Seeking to pass legislation that has no support from the political parties in Northern Ireland, or any party here apart from the governing party, is not the best way to deal with this issue. I am not going to suggest to the Minister that this is easy, nor that it should be put in the ‘too difficult’ box and only paid lip service to. I commend the Minister; we know of his personal commitment and he indicated, very honestly I thought, how difficult this Bill is for him, and we appreciate that there have been so many attempts to address this over many years. I pay huge tribute to the noble and right reverend Lord, Lord Eames, and to the late, great Denis Bradley, who I thought were both courageous and powerful in the work they undertook. That report still stands the test of time, thanks to the effort, commitment and care that went into it.

In the Stormont House agreement, dealing with legacy issues was a key part of several rounds of talks between the then British government, the Irish Government and the political parties. The Minister seemed to dismiss that at the time, but the overarching principles of that agreement still stand as being some way to look to this issue:

“promoting reconciliation … upholding the rule of law … acknowledging and addressing the suffering of victims and survivors … facilitating the pursuit of justice and information recovery … is human rights compliant; and is balanced, proportionate, transparent, fair and equitable.”

It is hard to see why those principles should not underline anything when looking forward.

The Government said in response to their consultation that

“new ways to address the legacy of the past will only succeed if the institutions can command broad support and trust from the community.”

At that time, they said that they remain

“fully committed to the implementation of the Stormont House Agreement and it is essential that our work continues.”

Is the Minister saying that the Government are not now committed to the principles of the Stormont House agreement? I was unclear from his comments. It seemed he was saying that the Government do not now respect those principles and it is hard to see how this legislation fits in with them.

I will underline some specific areas of concern. Some of what the Minister said addresses some of these issues, but I am not 100% certain. First, on Clause 18 —the immunity test—in the Government’s response to the Delegated Powers and Regulatory Reform Committee, the NIO said:

“Immunity must be granted where certain conditions are met, including that the person has provided a truthful account of their involvement in the death or incident resulting in serious injury.”


Those “certain conditions” are very limited, at present, to just two: one is an offence for which there could be a criminal investigation or prosecution, and the second that immunity is asked for. I listened carefully to the noble Lord’s comments and he seemed to be proposing something to address the issue of someone not telling the truth. He did not seem to be making a change to the conditions or to the fact that immunity had to be granted, but he might be able to respond on that in his wind-up.

I agree with the Minister about the less than snappy title of the Independent Commission for Reconciliation and Information Recovery.

From my time as Victims Minister, I concur with the noble Lord’s comments: there were times when the emotions really cut through and I have very vivid memories of some discussions and conversations I had. So often, I heard that families and survivors want to know the truth. Truth can be painful and difficult, as noble Lords in the Chamber recognise, but, for many, that process of investigation was essential to fully understand what had happened.
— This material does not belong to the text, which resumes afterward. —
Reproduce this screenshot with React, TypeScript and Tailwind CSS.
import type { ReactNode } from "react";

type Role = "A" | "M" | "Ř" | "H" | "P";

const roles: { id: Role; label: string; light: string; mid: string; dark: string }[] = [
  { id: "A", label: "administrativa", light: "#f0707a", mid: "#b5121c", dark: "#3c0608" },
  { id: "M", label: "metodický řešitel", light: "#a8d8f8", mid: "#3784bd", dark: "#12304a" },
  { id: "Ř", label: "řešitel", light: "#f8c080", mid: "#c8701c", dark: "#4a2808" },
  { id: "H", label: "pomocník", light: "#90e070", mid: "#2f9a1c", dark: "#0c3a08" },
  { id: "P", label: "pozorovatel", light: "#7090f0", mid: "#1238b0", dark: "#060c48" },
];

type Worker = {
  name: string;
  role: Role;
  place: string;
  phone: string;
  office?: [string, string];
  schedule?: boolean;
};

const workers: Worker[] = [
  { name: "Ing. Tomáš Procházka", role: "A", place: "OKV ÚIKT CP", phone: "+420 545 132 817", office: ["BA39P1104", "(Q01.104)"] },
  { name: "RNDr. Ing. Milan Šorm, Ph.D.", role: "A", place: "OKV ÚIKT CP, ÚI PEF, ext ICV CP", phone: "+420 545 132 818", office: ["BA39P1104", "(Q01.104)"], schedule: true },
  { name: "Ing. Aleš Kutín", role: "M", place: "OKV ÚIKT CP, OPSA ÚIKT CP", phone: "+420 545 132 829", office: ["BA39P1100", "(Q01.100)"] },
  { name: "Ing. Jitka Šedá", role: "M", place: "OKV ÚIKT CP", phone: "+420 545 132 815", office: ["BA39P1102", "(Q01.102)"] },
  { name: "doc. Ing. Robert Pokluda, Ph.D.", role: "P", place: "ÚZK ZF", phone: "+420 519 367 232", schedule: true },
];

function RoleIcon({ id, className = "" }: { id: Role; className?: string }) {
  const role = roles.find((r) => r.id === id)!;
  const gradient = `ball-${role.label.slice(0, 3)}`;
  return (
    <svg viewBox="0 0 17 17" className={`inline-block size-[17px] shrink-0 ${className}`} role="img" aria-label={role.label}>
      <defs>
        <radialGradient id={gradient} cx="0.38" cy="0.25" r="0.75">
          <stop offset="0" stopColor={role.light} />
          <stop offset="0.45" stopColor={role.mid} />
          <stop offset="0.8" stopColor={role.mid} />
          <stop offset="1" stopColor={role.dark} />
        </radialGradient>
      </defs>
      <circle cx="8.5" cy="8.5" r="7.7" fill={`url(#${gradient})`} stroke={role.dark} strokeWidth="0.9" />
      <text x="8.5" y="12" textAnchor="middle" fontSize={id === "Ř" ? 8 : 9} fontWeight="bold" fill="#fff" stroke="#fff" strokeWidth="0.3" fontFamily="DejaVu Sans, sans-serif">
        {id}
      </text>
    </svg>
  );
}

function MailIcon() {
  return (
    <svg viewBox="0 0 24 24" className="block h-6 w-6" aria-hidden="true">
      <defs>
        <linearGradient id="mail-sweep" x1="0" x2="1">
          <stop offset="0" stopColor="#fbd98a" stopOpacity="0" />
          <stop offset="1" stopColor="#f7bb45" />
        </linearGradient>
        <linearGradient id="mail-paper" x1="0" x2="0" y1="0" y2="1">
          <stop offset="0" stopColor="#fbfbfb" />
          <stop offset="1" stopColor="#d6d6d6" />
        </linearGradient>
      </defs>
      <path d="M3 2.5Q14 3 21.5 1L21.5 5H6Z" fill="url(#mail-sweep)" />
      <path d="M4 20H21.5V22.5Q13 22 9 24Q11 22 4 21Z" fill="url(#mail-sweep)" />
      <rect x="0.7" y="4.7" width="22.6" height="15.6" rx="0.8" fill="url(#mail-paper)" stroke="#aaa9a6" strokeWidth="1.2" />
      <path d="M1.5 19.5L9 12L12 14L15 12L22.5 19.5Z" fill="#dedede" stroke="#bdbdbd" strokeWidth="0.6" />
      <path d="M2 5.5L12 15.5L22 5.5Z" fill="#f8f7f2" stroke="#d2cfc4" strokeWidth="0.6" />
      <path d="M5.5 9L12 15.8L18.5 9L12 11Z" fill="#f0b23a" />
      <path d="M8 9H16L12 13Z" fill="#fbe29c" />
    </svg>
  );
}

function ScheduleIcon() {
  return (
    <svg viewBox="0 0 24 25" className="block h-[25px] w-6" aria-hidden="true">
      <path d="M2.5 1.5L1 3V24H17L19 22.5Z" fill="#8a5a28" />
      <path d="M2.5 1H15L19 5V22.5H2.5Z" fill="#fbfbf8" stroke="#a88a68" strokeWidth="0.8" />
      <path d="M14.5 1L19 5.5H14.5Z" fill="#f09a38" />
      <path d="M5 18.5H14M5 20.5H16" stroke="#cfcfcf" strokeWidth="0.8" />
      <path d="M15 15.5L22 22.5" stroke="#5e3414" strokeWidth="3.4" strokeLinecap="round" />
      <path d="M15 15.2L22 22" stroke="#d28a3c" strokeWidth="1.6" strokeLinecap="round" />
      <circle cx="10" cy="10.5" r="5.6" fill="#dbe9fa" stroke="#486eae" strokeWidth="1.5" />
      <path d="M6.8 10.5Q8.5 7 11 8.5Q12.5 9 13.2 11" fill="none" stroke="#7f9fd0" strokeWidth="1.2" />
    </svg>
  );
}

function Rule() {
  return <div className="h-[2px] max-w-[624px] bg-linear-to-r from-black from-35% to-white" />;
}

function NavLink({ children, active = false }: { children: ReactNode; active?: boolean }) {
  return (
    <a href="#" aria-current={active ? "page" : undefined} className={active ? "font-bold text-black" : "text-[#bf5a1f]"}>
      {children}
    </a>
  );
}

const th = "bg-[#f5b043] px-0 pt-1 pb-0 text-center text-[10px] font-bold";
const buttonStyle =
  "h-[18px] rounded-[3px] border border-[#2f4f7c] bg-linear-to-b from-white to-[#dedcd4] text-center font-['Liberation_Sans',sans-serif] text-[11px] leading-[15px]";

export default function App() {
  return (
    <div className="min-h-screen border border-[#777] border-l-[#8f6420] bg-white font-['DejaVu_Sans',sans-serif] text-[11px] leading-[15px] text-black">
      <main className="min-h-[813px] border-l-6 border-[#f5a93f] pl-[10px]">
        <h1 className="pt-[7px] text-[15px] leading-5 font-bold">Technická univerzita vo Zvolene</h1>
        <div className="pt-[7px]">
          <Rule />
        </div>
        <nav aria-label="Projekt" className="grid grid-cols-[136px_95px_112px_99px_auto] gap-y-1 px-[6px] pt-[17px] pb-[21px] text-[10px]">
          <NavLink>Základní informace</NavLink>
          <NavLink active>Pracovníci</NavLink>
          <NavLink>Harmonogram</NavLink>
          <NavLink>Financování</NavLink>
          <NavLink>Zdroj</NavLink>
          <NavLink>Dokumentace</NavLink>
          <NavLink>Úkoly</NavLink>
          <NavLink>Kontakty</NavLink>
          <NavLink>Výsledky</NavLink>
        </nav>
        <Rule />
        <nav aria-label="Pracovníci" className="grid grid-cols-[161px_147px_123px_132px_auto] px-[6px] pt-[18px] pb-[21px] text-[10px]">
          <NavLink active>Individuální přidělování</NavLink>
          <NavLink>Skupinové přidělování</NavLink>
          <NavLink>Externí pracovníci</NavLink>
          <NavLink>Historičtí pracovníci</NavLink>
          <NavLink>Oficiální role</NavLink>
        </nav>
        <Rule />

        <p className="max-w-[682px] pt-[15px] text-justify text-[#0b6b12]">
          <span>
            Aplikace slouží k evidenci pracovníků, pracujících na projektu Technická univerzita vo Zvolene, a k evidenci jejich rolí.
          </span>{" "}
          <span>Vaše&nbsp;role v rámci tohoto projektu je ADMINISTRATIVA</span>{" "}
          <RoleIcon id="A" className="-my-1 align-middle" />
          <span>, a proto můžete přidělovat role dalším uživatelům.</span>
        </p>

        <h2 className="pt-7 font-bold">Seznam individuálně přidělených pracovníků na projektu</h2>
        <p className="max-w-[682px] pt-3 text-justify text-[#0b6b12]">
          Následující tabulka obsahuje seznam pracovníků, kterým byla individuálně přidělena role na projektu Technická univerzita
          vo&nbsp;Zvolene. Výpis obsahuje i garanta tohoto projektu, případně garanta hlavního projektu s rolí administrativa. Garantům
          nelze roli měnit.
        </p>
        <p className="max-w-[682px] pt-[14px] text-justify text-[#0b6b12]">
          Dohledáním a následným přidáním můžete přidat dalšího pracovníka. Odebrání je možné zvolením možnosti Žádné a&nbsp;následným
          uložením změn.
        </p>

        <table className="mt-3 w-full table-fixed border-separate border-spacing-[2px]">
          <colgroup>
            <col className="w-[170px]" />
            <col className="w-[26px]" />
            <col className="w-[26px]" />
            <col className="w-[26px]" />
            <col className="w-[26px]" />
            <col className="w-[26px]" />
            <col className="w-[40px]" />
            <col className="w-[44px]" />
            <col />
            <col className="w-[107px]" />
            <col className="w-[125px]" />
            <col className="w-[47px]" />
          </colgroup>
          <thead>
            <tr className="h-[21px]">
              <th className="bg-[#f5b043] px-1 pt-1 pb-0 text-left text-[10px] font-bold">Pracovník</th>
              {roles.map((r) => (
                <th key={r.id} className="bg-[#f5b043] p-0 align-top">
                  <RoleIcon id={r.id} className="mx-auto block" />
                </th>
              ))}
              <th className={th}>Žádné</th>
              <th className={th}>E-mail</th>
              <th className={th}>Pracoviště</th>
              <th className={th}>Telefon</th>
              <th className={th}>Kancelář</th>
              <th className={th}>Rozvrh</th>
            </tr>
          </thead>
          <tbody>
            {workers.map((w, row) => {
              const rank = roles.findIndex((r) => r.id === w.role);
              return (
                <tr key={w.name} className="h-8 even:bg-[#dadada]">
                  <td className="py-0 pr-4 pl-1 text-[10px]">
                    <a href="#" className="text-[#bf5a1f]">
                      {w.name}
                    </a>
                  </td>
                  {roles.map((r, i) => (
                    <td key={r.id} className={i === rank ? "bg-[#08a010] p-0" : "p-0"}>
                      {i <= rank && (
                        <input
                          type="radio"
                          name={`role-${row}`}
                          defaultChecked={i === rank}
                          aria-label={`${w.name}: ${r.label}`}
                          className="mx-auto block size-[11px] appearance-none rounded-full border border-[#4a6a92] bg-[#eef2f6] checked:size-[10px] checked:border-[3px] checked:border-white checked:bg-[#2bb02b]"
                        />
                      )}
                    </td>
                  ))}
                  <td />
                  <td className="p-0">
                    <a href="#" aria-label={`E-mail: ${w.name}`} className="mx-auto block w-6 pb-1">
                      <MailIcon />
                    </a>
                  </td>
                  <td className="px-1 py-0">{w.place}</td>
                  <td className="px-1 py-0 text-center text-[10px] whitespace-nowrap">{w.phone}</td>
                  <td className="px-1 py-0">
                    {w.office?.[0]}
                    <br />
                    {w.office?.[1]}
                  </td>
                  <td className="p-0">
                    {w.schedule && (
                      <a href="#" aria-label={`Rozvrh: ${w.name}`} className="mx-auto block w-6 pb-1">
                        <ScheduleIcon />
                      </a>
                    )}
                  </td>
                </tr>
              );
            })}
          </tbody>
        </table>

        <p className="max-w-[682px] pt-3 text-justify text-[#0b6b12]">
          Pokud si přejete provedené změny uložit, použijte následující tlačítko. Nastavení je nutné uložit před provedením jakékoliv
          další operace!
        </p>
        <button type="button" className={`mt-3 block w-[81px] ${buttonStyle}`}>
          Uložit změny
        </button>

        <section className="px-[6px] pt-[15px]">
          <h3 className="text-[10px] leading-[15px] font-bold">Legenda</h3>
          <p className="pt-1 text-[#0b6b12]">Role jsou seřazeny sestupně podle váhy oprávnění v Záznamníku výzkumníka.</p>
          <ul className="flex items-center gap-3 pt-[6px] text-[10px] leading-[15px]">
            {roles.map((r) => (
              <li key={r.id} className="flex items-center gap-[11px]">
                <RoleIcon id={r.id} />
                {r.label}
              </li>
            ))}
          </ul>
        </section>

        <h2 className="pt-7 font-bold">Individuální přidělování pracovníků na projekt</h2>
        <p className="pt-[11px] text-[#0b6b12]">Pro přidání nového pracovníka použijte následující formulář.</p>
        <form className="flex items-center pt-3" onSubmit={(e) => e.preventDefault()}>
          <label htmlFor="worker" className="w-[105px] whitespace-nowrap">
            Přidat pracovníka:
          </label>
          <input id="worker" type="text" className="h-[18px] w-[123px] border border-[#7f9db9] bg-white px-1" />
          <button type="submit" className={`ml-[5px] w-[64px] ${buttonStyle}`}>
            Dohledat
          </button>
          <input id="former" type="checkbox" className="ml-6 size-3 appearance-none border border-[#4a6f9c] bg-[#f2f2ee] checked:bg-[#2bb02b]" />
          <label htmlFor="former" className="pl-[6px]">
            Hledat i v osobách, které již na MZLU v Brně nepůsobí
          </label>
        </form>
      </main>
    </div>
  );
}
It was not flagged up previously that the Bill has made a fundamental change from investigation to review. Can the Minister say if this implies a far less rigorous process of understanding? That is one of the great concerns that people have. Alongside those measures is a proposal to, in effect, cut off civil cases and inquests, which adds to families’ suspicion that it will be much harder to obtain the information that ensures that the truth is heard.

I am glad the Minister said something about the ECHR, because just saying that the Bill is compliant does not make it compliant. I think he implied that he will bring forward measures to ensure that it is compliant, and I am sure he will work with the Northern Ireland Human Rights Commission to ensure that that is the case, because it said it is “gravely concerned” about the current draft.
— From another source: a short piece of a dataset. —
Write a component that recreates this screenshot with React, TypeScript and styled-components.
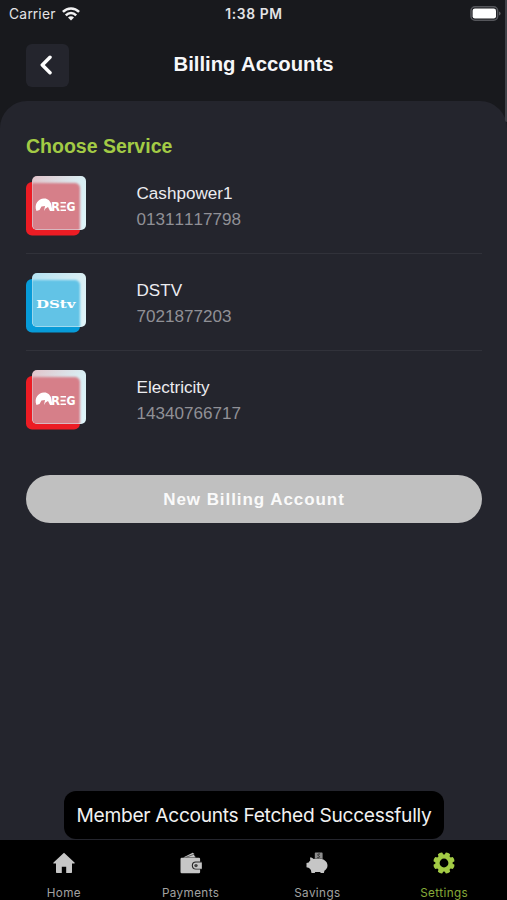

As the Bill progresses, we will hear more of the detail, but we may need to look at the depth and breadth of where the opposition comes from and how it can be addressed. From my time in Northern Ireland, I was struck, when talking to those who lived through that period, by how the pain and memories do not just fade away, over time. Many still experience what I might describe as the aftershocks from what happened to them, their loved ones, friends, co-workers, neighbours and the community as a whole. As those of us who attended some briefings for victims in your Lordships’ House were told, so often that damage is passed on to and through future generations. That means that all sides have to acknowledge and be accountable for their actions.

When Brandon Lewis spoke at the Second Reading of the Bill in the other place, he was passionate about the protection of veterans from the RUC, the Armed Forces and the Security Service. So many served with honour, courage and great distinction. Hundreds lost their lives.

A particularly sharp memory I have is from meeting a group of RUC widows. While impressed by their dignity, I was shocked by how little support they felt they had and how difficult their lives and their families’ lives had been. The acts of terrorism, the killings, reached into every corner of Northern Ireland and beyond its shores: from those RUC widows to the families of those killed at Ballymurphy—it was not until the coroner’s report 50 years later that their killings were officially found to be “without justification”—from organised attacks of terrorism to random acts of violence, and from the accounts of great courage to those who lived in fear, and the trauma of the families of the disappeared, it is not hard to understand why a legacy of pain, hurt and mistrust remains.

I fully understand the frustration of Ministers who feel that they have created a way forward, only to find that they have not taken people with them and that few agree. Passing the Bill without significant amendment might create a structure that will establish the new commission, but unless it has the understanding and support of those who have a direct interest, it will not make any difference. The tragedy is then that the legacy of the past will linger on.

We want to play our part in addressing the issue—to reflect and hear more about the proposed amendments the Minister has suggested today and discuss them with him. But until those very real concerns raised are taken on board and addressed in legislation, and until there is real work with those impacted, any legislation will just be words on a page. I beg to move.